WEISS: Oh, really, like the Maigret books?

CAMPOS: You know Simenon? He’s written 500 books. What a crazy, crazy prolific guy. I never read the Maigret novels until after I started reading the hard novels. I’ve read The Strangled Stripper and I’ve read Bar in the Sand and some other one, I think. I found that I really like the Paris underworld and the Paris of the period, and with The Strangled Stripper I’d lived in that area, so I knew what streets they were talking about, which was really exciting. I have that book on my wall. But that was the world that he was in that I had lived nearby, so I was interested in it as well.
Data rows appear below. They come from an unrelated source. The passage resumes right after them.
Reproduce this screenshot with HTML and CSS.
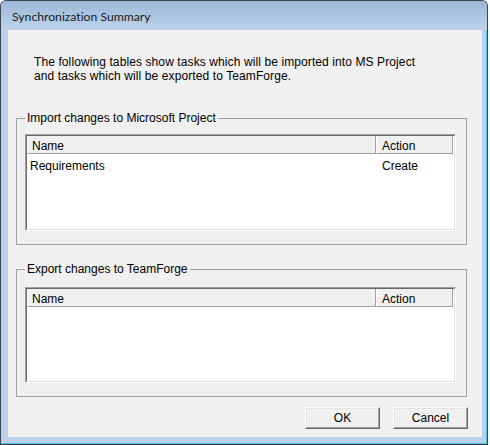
FILE: index.html
```html
<!DOCTYPE html>
<html>
<head>
<meta charset="utf-8">
<link rel="stylesheet" href="styles.css">
</head>
<body>
<div class="window">
  <div class="titlebar"><span class="title">Synchronization Summary</span></div>
  <div class="client">
    <p class="intro">The following tables show tasks which will be imported into MS Project<br>and tasks which will be exported to TeamForge.</p>
    <fieldset class="group group-import">
      <legend>Import changes to Microsoft Project</legend>
      <div class="list">
        <div class="list-inner">
          <div class="list-header">
            <div class="col col-name">Name</div>
            <div class="col col-action">Action</div>
          </div>
          <div class="list-body">
            <div class="row">
              <div class="cell cell-name">Requirements</div>
              <div class="cell cell-action">Create</div>
            </div>
          </div>
        </div>
      </div>
    </fieldset>
    <fieldset class="group group-export">
      <legend>Export changes to TeamForge</legend>
      <div class="list list-short">
        <div class="list-inner">
          <div class="list-header">
            <div class="col col-name">Name</div>
            <div class="col col-action">Action</div>
          </div>
          <div class="list-body"></div>
        </div>
      </div>
    </fieldset>
    <div class="buttons">
      <button class="btn">OK</button>
      <button class="btn">Cancel</button>
    </div>
  </div>
</div>
</body>
</html>
```
FILE: styles.css
```css
html, body {
  margin: 0;
  padding: 0;
  background: #ffffff;
}
body {
  font-family: "Liberation Sans", Arial, sans-serif;
  font-size: 12px;
  color: #000;
}
.window {
  box-sizing: border-box;
  width: 488px;
  height: 445px;
  border: 1px solid #3d4650;
  border-bottom: 1px solid #2a3a44;
  border-radius: 6px 6px 0 0;
  background: #b9d1ea;
  box-shadow: inset -1px -1px 0 #4fc6e0;
  display: flex;
  flex-direction: column;
  padding: 0 5px 7px 7px;
}
.titlebar {
  height: 29px;
  margin: 0 -5px 0 -7px;
  padding: 8px 0 0 11px;
  border-radius: 5px 5px 0 0;
  background: linear-gradient(#9cb8d8, #bcd3eb);
  box-sizing: border-box;
}
.title {
  display: block;
  font-family: Lato, "Open Sans", sans-serif;
  font-size: 12.2px;
  line-height: 16px;
  font-variant-ligatures: none;
  color: #1a1a1a;
}
.client {
  width: 474px;
  height: 407px;
  background: #f0f0f0;
  display: flex;
  flex-direction: column;
}
.intro {
  margin: 25px 0 0 26px;
  line-height: 14px;
  letter-spacing: 0.1px;
}
.group {
  margin: 28px 15px 0 8px;
  padding: 9px 10px 13px 8px;
  border: 1px solid #a0a0a0;
  min-width: 0;
}
.group-export {
  margin-top: 17px;
  padding-top: 11px;
}
.group legend {
  padding: 0 2px;
  line-height: 14px;
}
.list {
  height: 97px;
  box-sizing: border-box;
  border: 1px solid;
  border-color: #a0a0a0 #ffffff #ffffff #a0a0a0;
}
.list-short {
  height: 96px;
}
.list-inner {
  box-sizing: border-box;
  height: 100%;
  border: 1px solid;
  border-color: #696969 #e3e3e3 #e3e3e3 #696969;
  background: #ffffff;
}
.list-header {
  display: flex;
  height: 18px;
}
.col {
  box-sizing: border-box;
  background: #f0f0f0;
  border-right: 1px solid #a0a0a0;
  border-bottom: 1px solid #a0a0a0;
  border-left: 1px solid #ffffff;
  padding: 4px 0 0 4px;
  line-height: 13px;
}
.col-name {
  width: 349px;
}
.col-action {
  width: 77px;
  padding-left: 5px;
}
.row {
  display: flex;
  padding-top: 6px;
  line-height: 13px;
}
.cell-name {
  width: 349px;
  padding-left: 3px;
  box-sizing: border-box;
}
.cell-action {
  padding-left: 6px;
}
.buttons {
  display: flex;
  justify-content: flex-end;
  gap: 13px;
  margin: 10px 14px 0 0;
}
.btn {
  box-sizing: border-box;
  width: 75px;
  height: 22px;
  margin: 0;
  padding: 0;
  font-family: "Liberation Sans", Arial, sans-serif;
  font-size: 12px;
  color: #000;
  background: #f0f0f0;
  border: 1px solid;
  border-color: #ffffff #696969 #696969 #ffffff;
  box-shadow: inset -1px -1px 0 #a0a0a0, inset 1px 1px 0 #e3e3e3;
}
```
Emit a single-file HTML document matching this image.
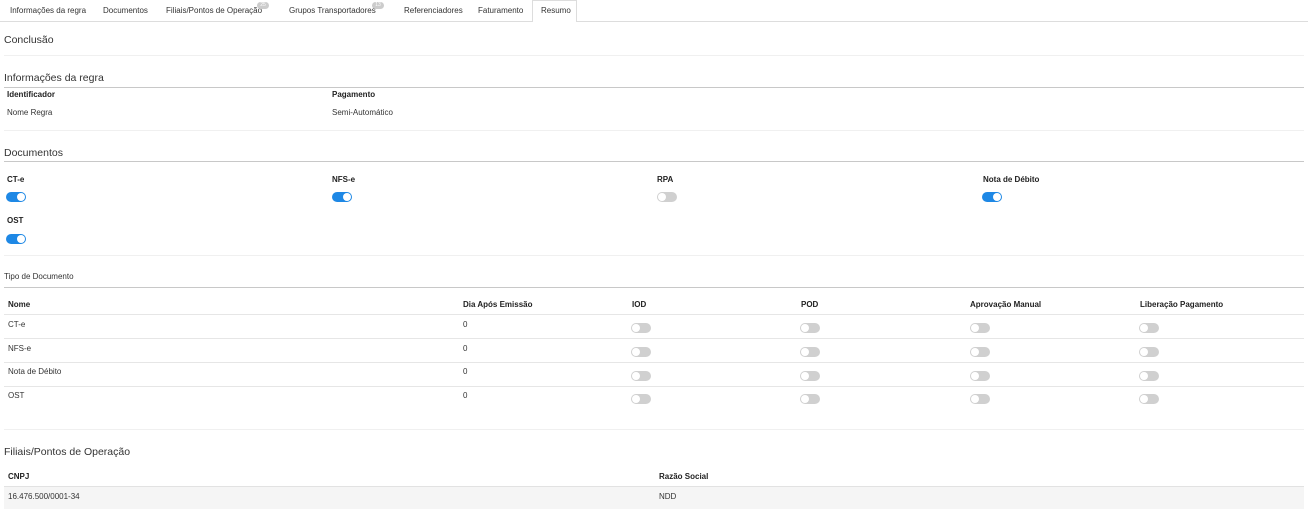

WEISS: Study abroad in college?

CAMPOS: No, I did this thing called the Cannes Residence, and that’s where I wrote Afterschool. The Cannes residence was in Paris, right on the border of Pigalle. But I found I was really interested in this universe and the characters that he deals with in the hard novels, which are really complicated, opaque male central figures. That was the jumping-off point. Even the name Simon is a derivation of Simenon, so that was the initial inspiration. Then, when we discovered the Van Der Sloot thing, things really kind of came together—that was the initial part of it. Then there’s the idea that everyone has gone through a breakup, everyone has gone through an uncertainty or malaise about what they’re doing.

WEISS: Yeah, but most people don’t take it to Simon’s extremes.

CAMPOS: But that’s the point: you start off at a place that is familiar. We’ve all made stupid choices or behaved irrationally or compromised our own principles, but we just go so far. Simon’s progression is very bit-by-bit-by-bit, so if you just keep going bit-by-bit-by-bit too far, where could you end up? That’s what scares me: not necessarily the guy who’s a psycho from the get-go, but the guy who has something in him that he’s willing to explore or to test.